▶ Task requirements: Do not copy the pictures; transcribe all other material exactly.

(Entries with page source code)
• • • • • • •

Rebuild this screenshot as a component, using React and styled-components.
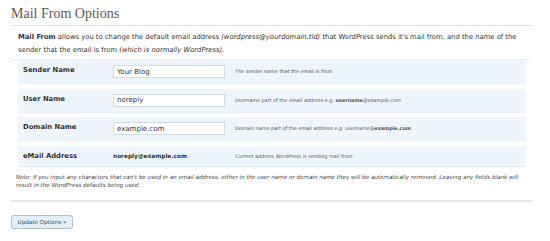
import React from "react";
import styled, { createGlobalStyle } from "styled-components";

const Global = createGlobalStyle`
  html, body { margin: 0; padding: 0; background: #fff; }
  body { font-family: "DejaVu Sans", "Noto Sans", sans-serif; color: #333; }
`;

const Wrap = styled.div`
  padding: 0 18px 0 11px;
`;

const Title = styled.h2`
  margin: 0;
  padding: 6px 0 4px 0;
  font-family: "Liberation Serif", "DejaVu Serif", serif;
  font-weight: normal;
  font-size: 14px;
  line-height: 15px;
  color: #5b5b5b;
  border-bottom: 1px solid #e2e2e2;
`;

const Intro = styled.p`
  margin: 0;
  padding: 5px 0 3px 7px;
  font-size: 6.8px;
  line-height: 12.5px;
  color: #333;
  border-bottom: 1px solid #ececec;
  i { font-style: italic; }
  b { font-weight: bold; }
`;

const Table = styled.div`
  margin: 0 6px 0 7px;
  display: flex;
  flex-direction: column;
  gap: 4.5px;
`;

const Row = styled.div`
  display: grid;
  grid-template-columns: 90px 122px 1fr;
  align-items: ${(p) => (p.$static ? "center" : "start")};
  padding: ${(p) => (p.$static ? "6px 5px 5px 5px" : "5px 5px 5px 5px")};
  background: #eef5fc;
  border-bottom: 1px solid #e7eff7;
`;

const Label = styled.div`
  font-weight: bold;
  font-size: 6.8px;
  line-height: 9px;
  color: #333;
  padding-top: ${(p) => (p.$static ? "0" : "1px")};
`;

const Input = styled.input`
  box-sizing: border-box;
  width: 112px;
  height: 13px;
  margin: 0;
  padding: 0 3px;
  border: 1px solid #cfdde9;
  background: #fff;
  font-family: "DejaVu Sans", sans-serif;
  font-size: 7px;
  color: #333;
  outline: none;
`;

const Value = styled.div`
  font-weight: bold;
  font-size: 5.8px;
  line-height: 9px;
  color: #333;
`;

const Desc = styled.div`
  font-size: 4.9px;
  line-height: ${(p) => (p.$static ? "9px" : "13px")};
  color: #555;
  b { font-weight: bold; }
`;

const Note = styled.p`
  margin: 0;
  padding: 6px 0 0 5px;
  font-size: 5.6px;
  line-height: 8.5px;
  font-style: italic;
  color: #444;
  height: 27px;
`;

const Submit = styled.div`
  display: flex;
  border-top: 2px solid #e6e6e6;
  padding-top: 13px;
`;

const Button = styled.button`
  box-sizing: border-box;
  height: 14px;
  width: 62px;
  padding: 0 3px;
  border: 1px solid #a9c2d6;
  border-radius: 3px;
  background: #e6eff6;
  font-family: "DejaVu Sans", sans-serif;
  font-size: 5.6px;
  color: #2a4f73;
  white-space: nowrap;
`;

const fields = [
  { label: "Sender Name", value: "Your Blog", desc: "The sender name that the email is from" },
  {
    label: "User Name",
    value: "noreply",
    desc: (
      <>
        Username part of the email address e.g. <b>username</b>@example.com
      </>
    ),
  },
  {
    label: "Domain Name",
    value: "example.com",
    desc: (
      <>
        Domain name part of the email address e.g. username@<b>example.com</b>
      </>
    ),
  },
];

export default function App() {
  return (
    <>
      <Global />
      <Wrap>
        <Title>Mail From Options</Title>
        <Intro>
          <b>Mail From</b> allows you to change the default email address{" "}
          <i>(wordpress@yourdomain.tld)</i> that WordPress sends it's mail from, and the name of the
          sender that the email is from <i>(which is normally WordPress).</i>
        </Intro>
        <Table>
          {fields.map((f) => (
            <Row key={f.label}>
              <Label>{f.label}</Label>
              <Input defaultValue={f.value} />
              <Desc>{f.desc}</Desc>
            </Row>
          ))}
          <Row $static>
            <Label $static>eMail Address</Label>
            <Value>noreply@example.com</Value>
            <Desc $static>Current address WordPress is sending mail from</Desc>
          </Row>
        </Table>
        <Note>
          Note: If you input any characters that can't be used in an email address, either in the
          user name or domain name they will be automatically removed. Leaving any fields blank will
          result in the WordPress defaults being used.
        </Note>
        <Submit>
          <Button>Update Options »</Button>
        </Submit>
      </Wrap>
    </>
  );
}
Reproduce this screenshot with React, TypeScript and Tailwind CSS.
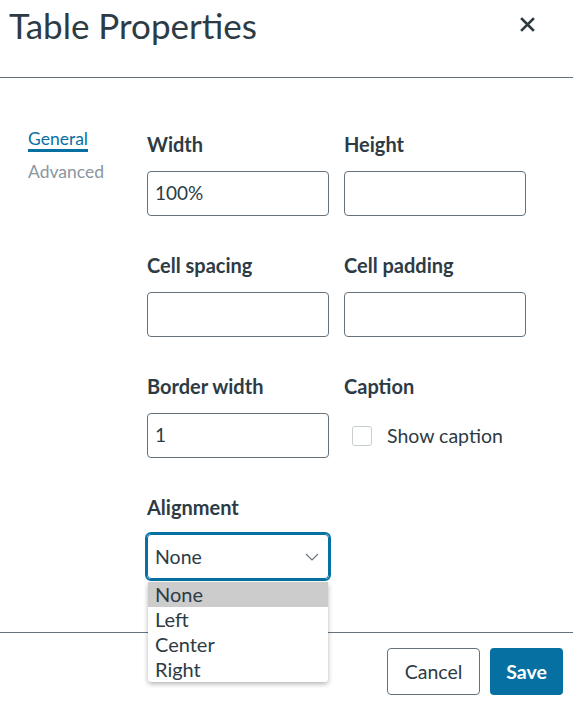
import { useState } from "react";

const FONT = "font-['Lato','Noto_Sans',sans-serif]";
const alignments = ["None", "Left", "Center", "Right"];

function Field({ label, value = "" }: { label: string; value?: string }) {
  return (
    <div className="flex flex-col">
      <span className="text-[20px] leading-[24px] font-bold text-[#2d3b45]">{label}</span>
      <div className="mt-[15px] h-[45px] w-[182px] rounded-[4px] border border-[#66727b] bg-white pl-[7px] flex items-center text-[19px] text-[#2d3b45]">
        {value}
      </div>
    </div>
  );
}

export default function App() {
  const [selected] = useState("None");

  return (
    <div className={`${FONT} w-[573px] h-[707px] bg-white text-[#2d3b45] overflow-hidden`}>
      <header className="h-[78px] border-b border-[#66727b] flex items-start justify-between">
        <h2 className="pl-[9px] pt-[3px] text-[35px] leading-[44px] font-normal">Table Properties</h2>
        <button className="mr-[38px] mt-[16px] w-[16px] h-[16px] flex items-center justify-center" aria-label="Close">
          <svg width="15" height="15" viewBox="0 0 15 15">
            <path d="M2 2 L13 13 M13 2 L2 13" stroke="#2d3b45" strokeWidth="2.6" strokeLinecap="square" />
          </svg>
        </button>
      </header>

      <main className="h-[554px] flex pt-[54px]">
        <nav className="w-[147px] pl-[28px] -mt-[4px] flex flex-col">
          <span className="self-start text-[17.5px] leading-[21px] text-[#0770a3] border-b-[3px] border-[#0770a3]">
            General
          </span>
          <span className="mt-[9px] text-[17.5px] leading-[21px] text-[#8b969e]">Advanced</span>
        </nav>

        <div className="grid grid-cols-[182px_182px] gap-x-[15px] gap-y-[37px] content-start">
          <Field label="Width" value="100%" />
          <Field label="Height" />
          <Field label="Cell spacing" />
          <Field label="Cell padding" />
          <Field label="Border width" value="1" />
          <div className="flex flex-col">
            <span className="text-[20px] leading-[24px] font-bold">Caption</span>
            <label className="mt-[15px] h-[45px] flex items-center pl-[8px] gap-[15px] text-[19.5px]">
              <span className="w-[20px] h-[20px] rounded-[3px] border border-[#c7cdd1] bg-white" />
              Show caption
            </label>
          </div>

          <div className="flex flex-col relative">
            <span className="text-[20px] leading-[24px] font-bold">Alignment</span>
            <div className="mt-[15px] h-[45px] w-[182px] rounded-[4px] border border-[#0770a3] outline-2 outline-solid outline-[#0770a3] bg-white pl-[7px] pr-[9px] flex items-center justify-between text-[19.5px]">
              {selected}
              <svg width="14" height="8" viewBox="0 0 14 8">
                <polyline points="1,1 7,7 13,1" fill="none" stroke="#6b7780" strokeWidth="1.2" />
              </svg>
            </div>
            <ul className="absolute left-[1px] top-[87px] w-[180px] bg-white rounded-b-[3px] shadow-[0_2px_5px_rgba(0,0,0,0.3)] z-10">
              {alignments.map((a) => (
                <li
                  key={a}
                  className={`h-[25px] leading-[25px] pl-[7px] text-[20px] text-[#2d3b45] ${a === selected ? "bg-[#cccccc]" : ""}`}
                >
                  {a}
                </li>
              ))}
            </ul>
          </div>
        </div>
      </main>

      <footer className="border-t border-[#66727b] flex justify-end gap-[10px] pt-[15px] pr-[10px]">
        <button className="w-[93px] h-[47px] rounded-[4px] border border-[#66727b] bg-white text-[19.5px] text-[#2d3b45]">
          Cancel
        </button>
        <button className="w-[73px] h-[47px] rounded-[4px] bg-[#0770a3] text-[19.5px] font-bold text-white">
          Save
        </button>
      </footer>
    </div>
  );
}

• • • • • • •

▶ Exercise result:
Rebuild this screenshot as a component, using React and styled-components.
import React from "react";
import styled, { createGlobalStyle } from "styled-components";

const Global = createGlobalStyle`
  html, body { margin: 0; padding: 0; background: #fff; }
  body { font-family: "DejaVu Sans", "Noto Sans", sans-serif; color: #333; }
`;

const Wrap = styled.div`
  padding: 0 18px 0 11px;
`;

const Title = styled.h2`
  margin: 0;
  padding: 6px 0 4px 0;
  font-family: "Liberation Serif", "DejaVu Serif", serif;
  font-weight: normal;
  font-size: 14px;
  line-height: 15px;
  color: #5b5b5b;
  border-bottom: 1px solid #e2e2e2;
`;

const Intro = styled.p`
  margin: 0;
  padding: 5px 0 3px 7px;
  font-size: 6.8px;
  line-height: 12.5px;
  color: #333;
  border-bottom: 1px solid #ececec;
  i { font-style: italic; }
  b { font-weight: bold; }
`;

const Table = styled.div`
  margin: 0 6px 0 7px;
  display: flex;
  flex-direction: column;
  gap: 4.5px;
`;

const Row = styled.div`
  display: grid;
  grid-template-columns: 90px 122px 1fr;
  align-items: ${(p) => (p.$static ? "center" : "start")};
  padding: ${(p) => (p.$static ? "6px 5px 5px 5px" : "5px 5px 5px 5px")};
  background: #eef5fc;
  border-bottom: 1px solid #e7eff7;
`;

const Label = styled.div`
  font-weight: bold;
  font-size: 6.8px;
  line-height: 9px;
  color: #333;
  padding-top: ${(p) => (p.$static ? "0" : "1px")};
`;

const Input = styled.input`
  box-sizing: border-box;
  width: 112px;
  height: 13px;
  margin: 0;
  padding: 0 3px;
  border: 1px solid #cfdde9;
  background: #fff;
  font-family: "DejaVu Sans", sans-serif;
  font-size: 7px;
  color: #333;
  outline: none;
`;

const Value = styled.div`
  font-weight: bold;
  font-size: 5.8px;
  line-height: 9px;
  color: #333;
`;

const Desc = styled.div`
  font-size: 4.9px;
  line-height: ${(p) => (p.$static ? "9px" : "13px")};
  color: #555;
  b { font-weight: bold; }
`;

const Note = styled.p`
  margin: 0;
  padding: 6px 0 0 5px;
  font-size: 5.6px;
  line-height: 8.5px;
  font-style: italic;
  color: #444;
  height: 27px;
`;

const Submit = styled.div`
  display: flex;
  border-top: 2px solid #e6e6e6;
  padding-top: 13px;
`;

const Button = styled.button`
  box-sizing: border-box;
  height: 14px;
  width: 62px;
  padding: 0 3px;
  border: 1px solid #a9c2d6;
  border-radius: 3px;
  background: #e6eff6;
  font-family: "DejaVu Sans", sans-serif;
  font-size: 5.6px;
  color: #2a4f73;
  white-space: nowrap;
`;

const fields = [
  { label: "Sender Name", value: "Your Blog", desc: "The sender name that the email is from" },
  {
    label: "User Name",
    value: "noreply",
    desc: (
      <>
        Username part of the email address e.g. <b>username</b>@example.com
      </>
    ),
  },
  {
    label: "Domain Name",
    value: "example.com",
    desc: (
      <>
        Domain name part of the email address e.g. username@<b>example.com</b>
      </>
    ),
  },
];

export default function App() {
  return (
    <>
      <Global />
      <Wrap>
        <Title>Mail From Options</Title>
        <Intro>
          <b>Mail From</b> allows you to change the default email address{" "}
          <i>(wordpress@yourdomain.tld)</i> that WordPress sends it's mail from, and the name of the
          sender that the email is from <i>(which is normally WordPress).</i>
        </Intro>
        <Table>
          {fields.map((f) => (
            <Row key={f.label}>
              <Label>{f.label}</Label>
              <Input defaultValue={f.value} />
              <Desc>{f.desc}</Desc>
            </Row>
          ))}
          <Row $static>
            <Label $static>eMail Address</Label>
            <Value>noreply@example.com</Value>
            <Desc $static>Current address WordPress is sending mail from</Desc>
          </Row>
        </Table>
        <Note>
          Note: If you input any characters that can't be used in an email address, either in the
          user name or domain name they will be automatically removed. Leaving any fields blank will
          result in the WordPress defaults being used.
        </Note>
        <Submit>
          <Button>Update Options »</Button>
        </Submit>
      </Wrap>
    </>
  );
}
Reproduce this screenshot with React, TypeScript and Tailwind CSS.
import { useState } from "react";

const FONT = "font-['Lato','Noto_Sans',sans-serif]";
const alignments = ["None", "Left", "Center", "Right"];

function Field({ label, value = "" }: { label: string; value?: string }) {
  return (
    <div className="flex flex-col">
      <span className="text-[20px] leading-[24px] font-bold text-[#2d3b45]">{label}</span>
      <div className="mt-[15px] h-[45px] w-[182px] rounded-[4px] border border-[#66727b] bg-white pl-[7px] flex items-center text-[19px] text-[#2d3b45]">
        {value}
      </div>
    </div>
  );
}

export default function App() {
  const [selected] = useState("None");

  return (
    <div className={`${FONT} w-[573px] h-[707px] bg-white text-[#2d3b45] overflow-hidden`}>
      <header className="h-[78px] border-b border-[#66727b] flex items-start justify-between">
        <h2 className="pl-[9px] pt-[3px] text-[35px] leading-[44px] font-normal">Table Properties</h2>
        <button className="mr-[38px] mt-[16px] w-[16px] h-[16px] flex items-center justify-center" aria-label="Close">
          <svg width="15" height="15" viewBox="0 0 15 15">
            <path d="M2 2 L13 13 M13 2 L2 13" stroke="#2d3b45" strokeWidth="2.6" strokeLinecap="square" />
          </svg>
        </button>
      </header>

      <main className="h-[554px] flex pt-[54px]">
        <nav className="w-[147px] pl-[28px] -mt-[4px] flex flex-col">
          <span className="self-start text-[17.5px] leading-[21px] text-[#0770a3] border-b-[3px] border-[#0770a3]">
            General
          </span>
          <span className="mt-[9px] text-[17.5px] leading-[21px] text-[#8b969e]">Advanced</span>
        </nav>

        <div className="grid grid-cols-[182px_182px] gap-x-[15px] gap-y-[37px] content-start">
          <Field label="Width" value="100%" />
          <Field label="Height" />
          <Field label="Cell spacing" />
          <Field label="Cell padding" />
          <Field label="Border width" value="1" />
          <div className="flex flex-col">
            <span className="text-[20px] leading-[24px] font-bold">Caption</span>
            <label className="mt-[15px] h-[45px] flex items-center pl-[8px] gap-[15px] text-[19.5px]">
              <span className="w-[20px] h-[20px] rounded-[3px] border border-[#c7cdd1] bg-white" />
              Show caption
            </label>
          </div>

          <div className="flex flex-col relative">
            <span className="text-[20px] leading-[24px] font-bold">Alignment</span>
            <div className="mt-[15px] h-[45px] w-[182px] rounded-[4px] border border-[#0770a3] outline-2 outline-solid outline-[#0770a3] bg-white pl-[7px] pr-[9px] flex items-center justify-between text-[19.5px]">
              {selected}
              <svg width="14" height="8" viewBox="0 0 14 8">
                <polyline points="1,1 7,7 13,1" fill="none" stroke="#6b7780" strokeWidth="1.2" />
              </svg>
            </div>
            <ul className="absolute left-[1px] top-[87px] w-[180px] bg-white rounded-b-[3px] shadow-[0_2px_5px_rgba(0,0,0,0.3)] z-10">
              {alignments.map((a) => (
                <li
                  key={a}
                  className={`h-[25px] leading-[25px] pl-[7px] text-[20px] text-[#2d3b45] ${a === selected ? "bg-[#cccccc]" : ""}`}
                >
                  {a}
                </li>
              ))}
            </ul>
          </div>
        </div>
      </main>

      <footer className="border-t border-[#66727b] flex justify-end gap-[10px] pt-[15px] pr-[10px]">
        <button className="w-[93px] h-[47px] rounded-[4px] border border-[#66727b] bg-white text-[19.5px] text-[#2d3b45]">
          Cancel
        </button>
        <button className="w-[73px] h-[47px] rounded-[4px] bg-[#0770a3] text-[19.5px] font-bold text-white">
          Save
        </button>
      </footer>
    </div>
  );
}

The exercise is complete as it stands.